Salah satunya adalah Jasa Raharja, yang memiliki kedudukan unik dan historis sebagai pelaksana Undang-Undang (UU) No. 33 Tahun 1964 dan UU No. 34 Tahun 1964, dalam memberikan perlindungan dasar rakyat Indonesia korban kecelakaan lalu lintas dan penumpang alat transportasi angkutan umum.
Baca juga: Sinergi CoB BPJS, Jasa Raharja, dan Asuransi Komersial
Reset Back to Basic: Bukan Mundur, melainkan Meneguhkan Arah
Reset bukanlah kemunduran. Ia adalah tindakan strategis untuk kembali ke arah yang benar, agar tidak terjebak dalam logika pasar yang bisa mengaburkan misi sosial.
Dengan hadirnya Danantara dan holding strategis, pemerintah dihadapkan pada pilihan krusial: apakah semua BUMN akan diseragamkan ke dalam kerangka korporasi laba, ataukah justru dibedakan berdasarkan mandat dan fungsi sosialnya?
Karena telah hadir Danantara sebagai entitas korporasi yang fokus pada konsolidasi dan pertumbuhan BUMN, maka fungsi layanan sosial seperti yang dijalankan Jasa Raharja justru perlu diperkuat dari sisi governance dan outcome-nya bagi masyarakat.

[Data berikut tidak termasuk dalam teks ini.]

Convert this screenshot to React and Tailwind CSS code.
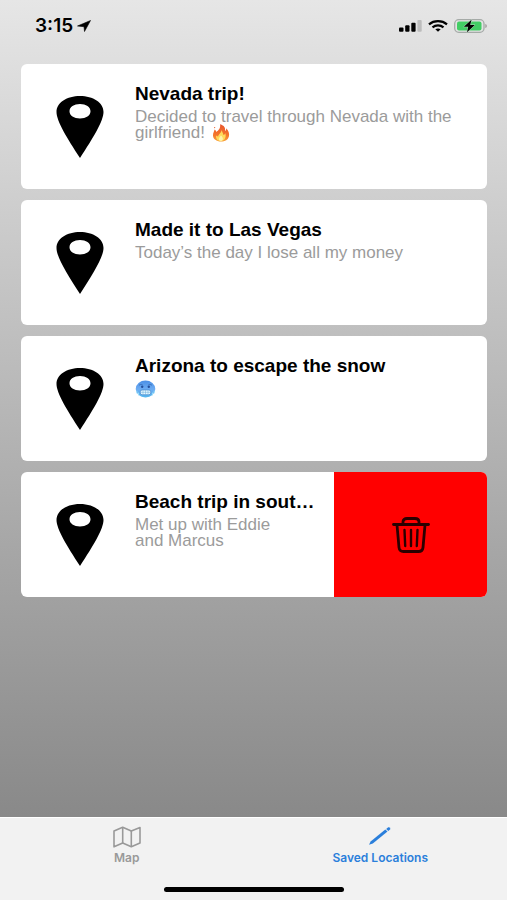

Sudah saatnya dilakukan evaluasi menyeluruh terhadap seluruh sistem pelayanan dan klaim Jasa Raharja, bukan hanya dari sisi kecepatan dan kepastian, tapi juga dari sisi kepuasan stakeholder. Salah satu concern krusial yang tak boleh diabaikan adalah nilai santunan yang diberikan.
Selama hampir sembilan tahun, besaran santunan tidak mengalami kenaikan, padahal biaya hidup dan rumah sakit terus meningkat setiap tahunnya. Akibatnya, nilai perlindungan yang semula relevan dan cukup kini tergerus oleh inflasi dan kehilangan daya ungkitnya sebagai pelindung ekonomi keluarga korban.

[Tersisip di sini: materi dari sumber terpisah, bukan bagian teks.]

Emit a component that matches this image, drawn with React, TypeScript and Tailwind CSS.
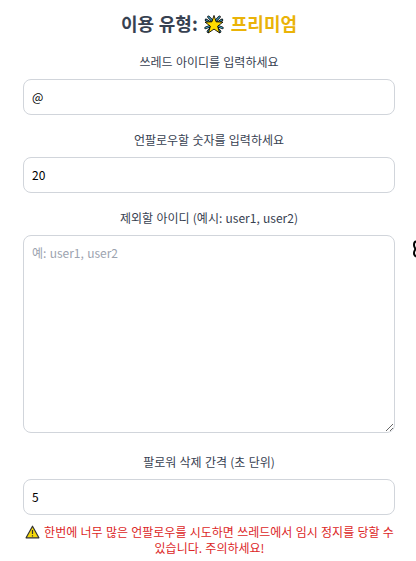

Jika dibiarkan tanpa penyesuaian, kondisi ini akan menjauhkan Jasa Raharja dari prinsip keadilan dan empati negara yang menjadi roh utama pelayanannya. Maka, dalam semangat reset back to basic, peningkatan nilai santunan harus menjadi bagian integral dari reformasi layanan publik Jasa Raharja.

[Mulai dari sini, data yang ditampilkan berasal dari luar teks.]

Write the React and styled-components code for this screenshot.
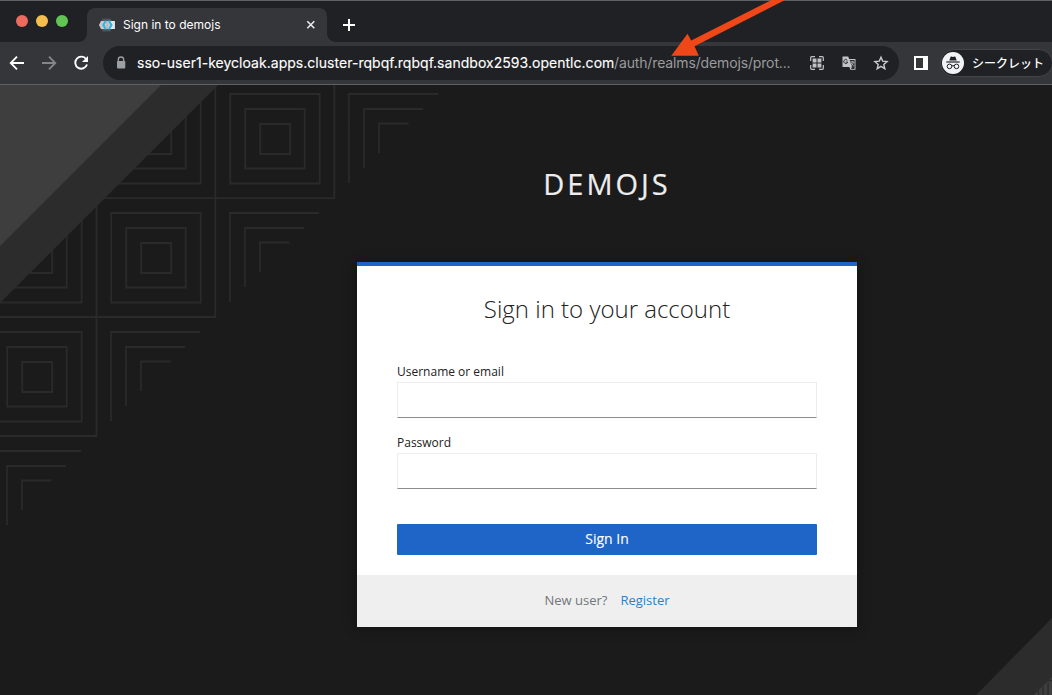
import React from "react";
import styled, { createGlobalStyle } from "styled-components";

const GlobalStyle = createGlobalStyle`
  *, *::before, *::after { box-sizing: border-box; }
  html, body { margin: 0; padding: 0; overflow: hidden; background: #1b1b1b; }
`;

const Window = styled.div`
  position: relative;
  display: flex;
  flex-direction: column;
  width: 1052px;
  height: 695px;
  overflow: hidden;
  font-family: Inter, "Noto Sans CJK JP", sans-serif;
`;

const TabStrip = styled.div`
  display: flex;
  align-items: flex-end;
  height: 42px;
  background: #202124;
  border-top: 1px solid #5f6164;
`;

const TrafficLights = styled.div`
  display: flex;
  align-self: flex-start;
  gap: 8px;
  width: 87px;
  padding: 14px 0 0 16px;
`;

const Light = styled.span`
  width: 12px;
  height: 12px;
  border-radius: 50%;
  background: ${(p) => p.$color};
`;

const Tab = styled.div`
  position: relative;
  display: flex;
  align-items: center;
  width: 240px;
  height: 34px;
  padding: 0 10px 0 12px;
  border-radius: 8px 8px 0 0;
  background: #35363a;
  color: #fff;

  &::before, &::after {
    content: "";
    position: absolute;
    bottom: 0;
    width: 8px;
    height: 8px;
  }
  &::before {
    left: -8px;
    background: radial-gradient(circle at 0 0, transparent 7.5px, #35363a 8px);
  }
  &::after {
    right: -8px;
    background: radial-gradient(circle at 100% 0, transparent 7.5px, #35363a 8px);
  }
`;

const TabTitle = styled.span`
  flex: 1;
  margin-left: 8px;
  font-size: 12px;
  line-height: 16px;
  letter-spacing: 0;
  white-space: nowrap;
`;

const NewTab = styled.div`
  display: flex;
  margin: 0 0 10px 15px;
`;

const Toolbar = styled.div`
  display: flex;
  align-items: center;
  height: 43px;
  padding-left: 9px;
  background: #35363a;
  border-bottom: 1px solid #606165;
`;

const NavButtons = styled.div`
  display: flex;
  flex: none;
  gap: 16px;
  width: 94px;
`;

const AddressBar = styled.div`
  display: flex;
  flex: none;
  align-items: center;
  width: 796px;
  height: 34px;
  padding: 0 10px 0 12px;
  border-radius: 17px;
  background: #202124;
`;

const Url = styled.div`
  display: flex;
  width: 656px;
  margin-left: 10px;
  font-size: 14px;
  line-height: 20px;
  white-space: nowrap;
`;

const Host = styled.span`
  width: 477px;
  color: #fff;
  letter-spacing: ${(p) => p.$tracking};
  -webkit-text-stroke: 0.12px currentColor;
`;

const Path = styled.span`
  color: #9a9b9d;
  letter-spacing: ${(p) => p.$tracking};
`;

const AddressActions = styled.div`
  display: flex;
  gap: 16px;
  margin-left: auto;
`;

const SidePanel = styled.span`
  flex: none;
  width: 14px;
  height: 14px;
  margin-left: 15px;
  border: 2px solid #fff;
  border-left-width: 2px;
  border-right-width: 5px;
`;

const Profile = styled.div`
  display: flex;
  align-items: center;
  flex: none;
  gap: 8px;
  width: 113px;
  height: 28px;
  margin-left: 12px;
  padding-left: 1px;
  border: 1px solid #434449;
  border-radius: 14px;
  background: #202124;
  color: #fff;
  font-family: "Noto Sans CJK JP", sans-serif;
  font-size: 12px;
  font-weight: 500;
  line-height: 24px;
  white-space: nowrap;
`;

const Page = styled.main`
  position: relative;
  display: flex;
  flex-direction: column;
  align-items: flex-start;
  flex: 1;
  padding-left: 357px;
  background: #1b1b1b;
  font-family: "Open Sans", sans-serif;
`;

const Backdrop = styled.svg`
  position: absolute;
  inset: 0;
`;

const LoginColumn = styled.div`
  position: relative;
  width: 500px;
`;

const Realm = styled.h1`
  margin: 0;
  padding-top: 79px;
  height: 177px;
  color: #ededed;
  font-size: 29px;
  font-weight: 400;
  line-height: 40px;
  letter-spacing: 3px;
  text-align: center;
  text-transform: uppercase;
  -webkit-text-stroke: 0.2px currentColor;
`;

const Card = styled.section`
  display: flex;
  flex-direction: column;
  height: 365px;
  border-top: 4px solid #1f65c7;
  background: #fff;
  box-shadow: 0 1px 12px rgba(0, 0, 0, 0.35);
`;

const CardTitle = styled.h2`
  margin: 0;
  padding-top: 27px;
  height: 96px;
  color: #222;
  font-size: 24px;
  font-weight: 300;
  line-height: 32px;
  text-align: center;
`;

const Form = styled.form`
  display: flex;
  flex-direction: column;
  padding: 0 40px;
`;

const Field = styled.label`
  display: flex;
  flex-direction: column;
  height: 71px;
  color: #222;
  font-size: 12px;
  line-height: 20px;
`;

const Input = styled.input`
  height: 36px;
  padding: 0 8px;
  border: 1px solid #ededed;
  border-bottom-color: #8a8d90;
  border-radius: 0;
  background: #fff;
  outline: none;
`;

const Submit = styled.button`
  height: 31px;
  margin: 20px 0 0;
  padding: 0 0 2px;
  border: 0;
  border-radius: 1px;
  background: #1f65c7;
  color: #fff;
  font: 400 14px/29px "Open Sans", sans-serif;
  -webkit-text-stroke: 0.12px currentColor;
`;

const CardFooter = styled.footer`
  display: flex;
  justify-content: center;
  gap: 13px;
  height: 52px;
  margin-top: auto;
  background: #efefef;
  color: #72767b;
  font-size: 13px;
  line-height: 51px;
`;

const Register = styled.a`
  color: #2783cc;
`;

const Arrow = styled.svg`
  position: absolute;
  top: 0;
  left: 660px;
`;

function ArrowIcon({ forward }) {
  return (
    <svg width="16" height="16" viewBox="0 0 16 16" fill="none" stroke={forward ? "#85868a" : "#fff"} strokeWidth="1.8">
      <path d={forward ? "M1 8H14M8 1.7L14.3 8L8 14.3" : "M15 8H2M8 1.7L1.7 8L8 14.3"} />
    </svg>
  );
}

function ReloadIcon() {
  return (
    <svg width="16" height="16" viewBox="0 0 16 16">
      <path d="M13.2 4.2A6 6 0 1 0 14 9.5" fill="none" stroke="#fff" strokeWidth="1.9" />
      <path d="M15 1V7H9Z" fill="#fff" />
    </svg>
  );
}

function Favicon() {
  return (
    <svg width="16" height="16" viewBox="0 0 16 16">
      <path d="M3.5 1.5h8L15 8l-3.5 6.5h-8L0 8z" fill="#505155" />
      <path d="M2 4H15.8V12H2L0 8z" fill="#c9c9c9" />
      <path d="M11 4h4.8v8H11z" fill="#e5e5e5" />
      <path d="M7.4 4h1.8v8H7.4z" fill="#b9bcbe" />
      <path d="M5.8 3.4H7.9L5.5 8l2.4 4.6H5.8L3.2 8zM8.9 3.4H11L13.6 8 11 12.6H8.9L11.3 8z" fill="#27b5e6" />
    </svg>
  );
}

function LockIcon() {
  return (
    <svg width="12" height="14" viewBox="0 0 12 14">
      <path d="M3.3 6V3.7a2.7 2.7 0 0 1 5.4 0V6" fill="none" stroke="#9aa0a6" strokeWidth="1.3" />
      <rect x="2" y="5" width="8.3" height="7.6" rx="1" fill="#9aa0a6" />
    </svg>
  );
}

function QrIcon() {
  return (
    <svg width="16" height="16" viewBox="0 0 16 16">
      <path d="M1.7 6V2.7a1 1 0 0 1 1-1H6M10 1.7h3.3a1 1 0 0 1 1 1V6M14.3 10v3.3a1 1 0 0 1-1 1H10M6 14.3H2.7a1 1 0 0 1-1-1V10" fill="none" stroke="#bfc1c4" strokeWidth="1.2" />
      <path d="M3.6 3.6h3.9v3.9H3.6zM8.5 3.6h3.9v3.9H8.5zM3.6 8.5h3.9v3.9H3.6zM8.5 8.5h3.9v3.9H8.5z" fill="#bfc1c4" />
    </svg>
  );
}

function TranslateIcon() {
  return (
    <svg width="16" height="16" viewBox="0 0 16 16">
      <path d="M1.5 1.5h5.7l1 2.5h6.3v10.8H9.3L8.4 12H1.5z" fill="#c1c3c5" />
      <path d="M8.7 4.9h4.9v9H9.9l1-2z" fill="#303134" />
      <path d="M6.3 5.2A2 2 0 1 0 6.7 7H4.8" fill="none" stroke="#303134" strokeWidth="1" />
      <path d="M9.3 7h4M11.3 6v1M12.4 7c-.3 1.8-1.3 3-2.5 4M10.2 8c.6 1.3 1.6 2.3 2.6 3" fill="none" stroke="#c1c3c5" strokeWidth=".8" />
    </svg>
  );
}

function StarIcon() {
  return (
    <svg width="16" height="16" viewBox="0 0 16 16">
      <path d="M8 2.2l1.7 3.9 4.4.4-3.3 2.9 1 4.3L8 11.4l-3.8 2.3 1-4.3-3.3-2.9 4.4-.4z" fill="none" stroke="#c9cbce" strokeWidth="1.4" />
    </svg>
  );
}

function IncognitoIcon() {
  return (
    <svg width="22" height="22" viewBox="0 0 22 22">
      <circle cx="11" cy="11" r="11" fill="#f1f3f4" />
      <path d="M7.3 8.5L8.6 4.8Q8.8 4.3 9.3 4.5L11 5l1.7-.5q.5-.2.7.3l1.3 3.7z" fill="#202124" />
      <path d="M4.3 10h13.4" stroke="#202124" strokeWidth="1.2" />
      <g fill="none" stroke="#202124" strokeWidth="1">
        <circle cx="7.5" cy="14.4" r="2.3" />
        <circle cx="14.5" cy="14.4" r="2.3" />
        <path d="M9.8 14q1.2-.8 2.4 0" />
      </g>
    </svg>
  );
}

const squares = [
  [111.2, 9], [230.2, 9],
  [-7.8, 128], [111.2, 128],
  [-7.8, 247],
];
const chevrons = [[349, 9], [230, 128], [111, 247], [-8, 366]];

function PageBackdrop() {
  return (
    <Backdrop width="1052" height="610" viewBox="0 0 1052 610">
      <g fill="none" stroke="#2a2a2a" strokeWidth="1.8">
        {squares.map(([x, y]) => (
          <path key={`${x}-${y}`} d={`M${x} ${y}h89.5v89.5h-89.5zM${x + 15} ${y + 15}h59.5v59.5h-59.5zM${x + 30} ${y + 30}h30v30h-30z`} />
        ))}
        {chevrons.map(([x, y]) => (
          <path key={`${x}-${y}`} d={`M${x} ${y + 89}V${y}H${x + 89}M${x + 15} ${y + 74}V${y + 15}H${x + 74}M${x + 30} ${y + 59}V${y + 29.5}H${x + 59.5}`} />
        ))}
        <path d="M334.3 0V113.2H100M215.3 0V232H0M96.5 100V351H0" />
      </g>
      <path d="M0 0H218L0 218z" fill="#2c2c2c" />
      <path d="M0 0H161L0 161z" fill="#3e3e3e" />
      <path d="M976 610L1052 533V610z" fill="#2c2c2c" />
      <path d="M1034 610L1052 592V610z" fill="#3e3e3e" />
      <path d="M1038.5 606V610M1043 601V610M1048 597V610M1048 595.5H1052" stroke="#2c2c2c" strokeWidth="1.4" />
    </Backdrop>
  );
}

export default function App() {
  return (
    <Window>
      <GlobalStyle />
      <TabStrip>
        <TrafficLights>
          <Light $color="#ed6a5e" />
          <Light $color="#f5bf4f" />
          <Light $color="#61c554" />
        </TrafficLights>
        <Tab>
          <Favicon />
          <TabTitle>Sign in to demojs</TabTitle>
          <svg width="12" height="12" viewBox="0 0 12 12">
            <path d="M2.3 2.3l7 7M9.3 2.3l-7 7" stroke="#e8eaed" strokeWidth="1.6" />
          </svg>
        </Tab>
        <NewTab>
          <svg width="14" height="14" viewBox="0 0 14 14">
            <path d="M7 1v12M1 7h12" stroke="#fff" strokeWidth="2" />
          </svg>
        </NewTab>
      </TabStrip>
      <Toolbar>
        <NavButtons>
          <ArrowIcon />
          <ArrowIcon forward />
          <ReloadIcon />
        </NavButtons>
        <AddressBar>
          <LockIcon />
          <Url>
            <Host $tracking="0.03px">sso-user1-keycloak.apps.cluster-rqbqf.rqbqf.sandbox2593.opentlc.com</Host>
            <Path $tracking="-0.14px">/auth/realms/demojs/prot...</Path>
          </Url>
          <AddressActions>
            <QrIcon />
            <TranslateIcon />
            <StarIcon />
          </AddressActions>
        </AddressBar>
        <SidePanel />
        <Profile>
          <IncognitoIcon />
          <span>シークレット</span>
        </Profile>
      </Toolbar>
      <Page>
        <PageBackdrop />
        <LoginColumn>
          <Realm>demojs</Realm>
          <Card>
            <CardTitle>Sign in to your account</CardTitle>
            <Form>
              <Field>
                Username or email
                <Input type="text" />
              </Field>
              <Field>
                Password
                <Input type="password" />
              </Field>
              <Submit type="button">Sign In</Submit>
            </Form>
            <CardFooter>
              <span>New user?</span>
              <Register>Register</Register>
            </CardFooter>
          </Card>
        </LoginColumn>
      </Page>
      <Arrow width="130" height="60" viewBox="660 0 130 60">
        <path d="M671.3 55.7L687.5 33.7L691.2 40.4L771.5 0H785L694.5 46.2L698.8 55.7z" fill="#f04719" />
      </Arrow>
    </Window>
  );
}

Tiga arah utama reset ini antara lain sebagai berikut. Satu, meneguhkan khitah. Bahwa Jasa Raharja adalah pelaksana amanat UU, bukan pelaku pasar. Dua, memperbaiki governance pelayanan publik. Perlu review menyeluruh atas mutu layanan, efektivitas sistem klaim, dan kepuasan masyarakat. Tiga, menjaga independensi mandat UU. UU No. 33 dan UU No. 34 Tahun 1964 tetap sebagai lex specialis yang tak bisa dilebur tanpa penyesuaian hukum.
Jasa Raharja Bukan BUMN Biasa
Di tengah kecenderungan BUMN diarahkan menjadi entitas bisnis yang efisien dan kompetitif, Jasa Raharja menempati posisi khusus. Ia tidak lahir dari inisiatif pasar, melainkan dari amanat negara.
Sejak berdiri, Jasa Raharja ditugaskan langsung untuk menjalankan fungsi perlindungan sosial dasar bagi korban kecelakaan lalu lintas dan alat angkutan umum. Artinya, Jasa Raharja bukan BUMN yang mengejar margin, melainkan BUMN yang menghadirkan empati dan kepastian negara kepada warganya dalam kondisi darurat.
Holdingisasi jangan sampai menggeser mandat Jasa Raharja menjadi fungsi komersial. Kita harus menjaganya. Hal itu agar (1) pelayanan publik tidak disamarkan menjadi layanan berbayar, (2) kecepatan respons tidak melambat akibat kompleksitas birokrasi holding, (3) stakeholder, khususnya masyarakat korban, tetap menjadi pusat perhatian dan prioritas.
Baca juga: Premi Asuransi Kredit Capai Rp6,3 Triliun di April 2025, Terkoreksi 5,63 Persen
Negara Hadir Saat Rakyat Terluka
Sebagai bangsa, kita diuji bukan hanya saat mengelola keberhasilan, tapi juga saat hadir pada mereka yang terluka. Jasa Raharja telah menjadi garda terdepan kehadiran negara. Hadir saat ayah meninggal karena kecelakaan. Saat ibu harus mengurus luka keluarganya tanpa uang. Saat anak kehilangan masa depan akibat kecelakaan.
Negara hadir bukan hanya saat rakyat kuat, tapi juga saat mereka lemah. Bangsa yang besar bukan hanya memberi insentif kepada yang sukses, tapi hadir duluan untuk mereka yang terpukul. Dan, itu dilakukan oleh Jasa Raharja.
Jasa Raharja hadir. Saat ayah kehilangan nyawa di jalan raya. Saat seorang ibu kehilangan pasangan penopang ekonomi. Saat seorang anak luka berat karena tabrakan. Jasa Raharja hadir lebih dulu dari siapa pun.
Itulah wajah negara. Itulah bentuk kasih sayang konstitusional. Itulah makna pelayanan publik sejati.